Prior to 1850, a Pomo settlement named Bulsm was located in the vicinity of the present town of Mendocino on the north bank of Big River. Natives did little better than thousand-year-old trees in the hands of Mendocino’s celebrated founders.

When developers tried to create a motel complex on the Mendocino Headlands, the townspeople got together and pushed to preserve their magnificent village. The entire town was put on the National Register of Historic Places in the 1970s, and the Mendocino Historical Review Board was set up to preserve the historic character of the properties in existence.

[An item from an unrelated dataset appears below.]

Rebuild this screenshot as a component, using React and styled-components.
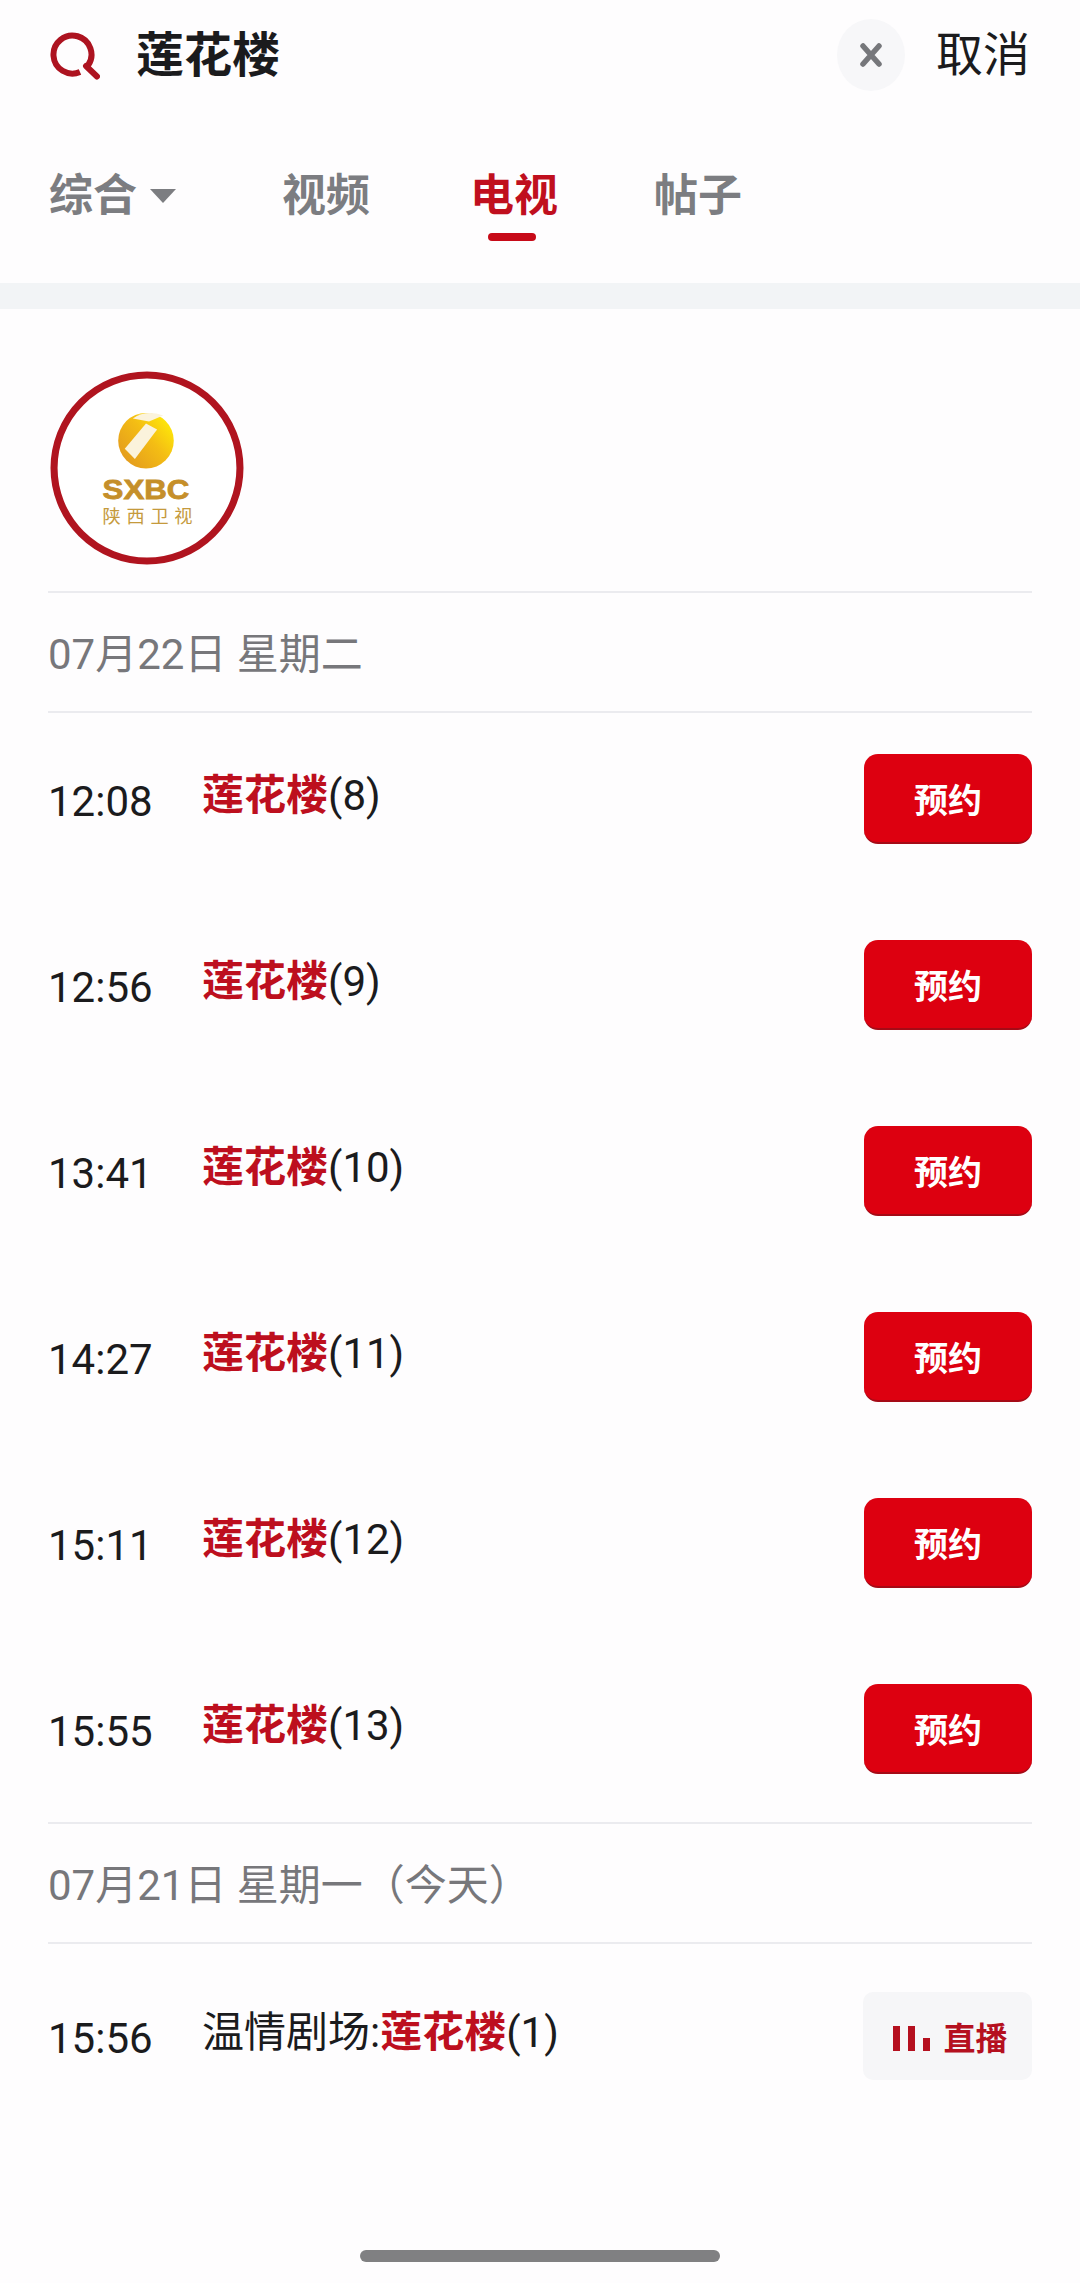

The parade is a part of that history. The Mendocino Parade has been around since the 19th century, but nobody seems to know when the first one took place. The Kelley House Museum, the center of the town’s history and the place people have always picniced or partied during the parade, published a story about the 1883 Mendocino 4th of July Parade.
The parade fizzled sometime in the 1960s or early ‘70s, when patriotism ebbed due to the Vietnam War and the Nixon scandals. It was revived in 1976, during the nation’s Bicentennial celebrations and a surge in local activism, including the Mendocino Whale Wars, which played a role in the worldwide movement to ban whale hunting. The parade has happened every year since, often going around the route twice due to the low number of entries in the first few years.

This year, the route was packed and there were more than 40 entries. The Mendocino Volunteer Fire Department once again offered a barbecue at the station, which is on the route. Former Mendocino County Sheriff Tom Allman was one of the parade announcers and judges, a role he often took on as sheriff. After the event, he barbecued hot dogs at Pamela Hudson Realty, where the lifelong lawman is now a realtor.

For many people, the biggest shock may have been that the parade was not in “Mendocino Time.”
“I think it actually started on time this year, maybe even a little early,” said Tim Bray, who paraded with a dozen or so people flocking from the Mendocino Coast Audubon Society, one wearing a bird suit.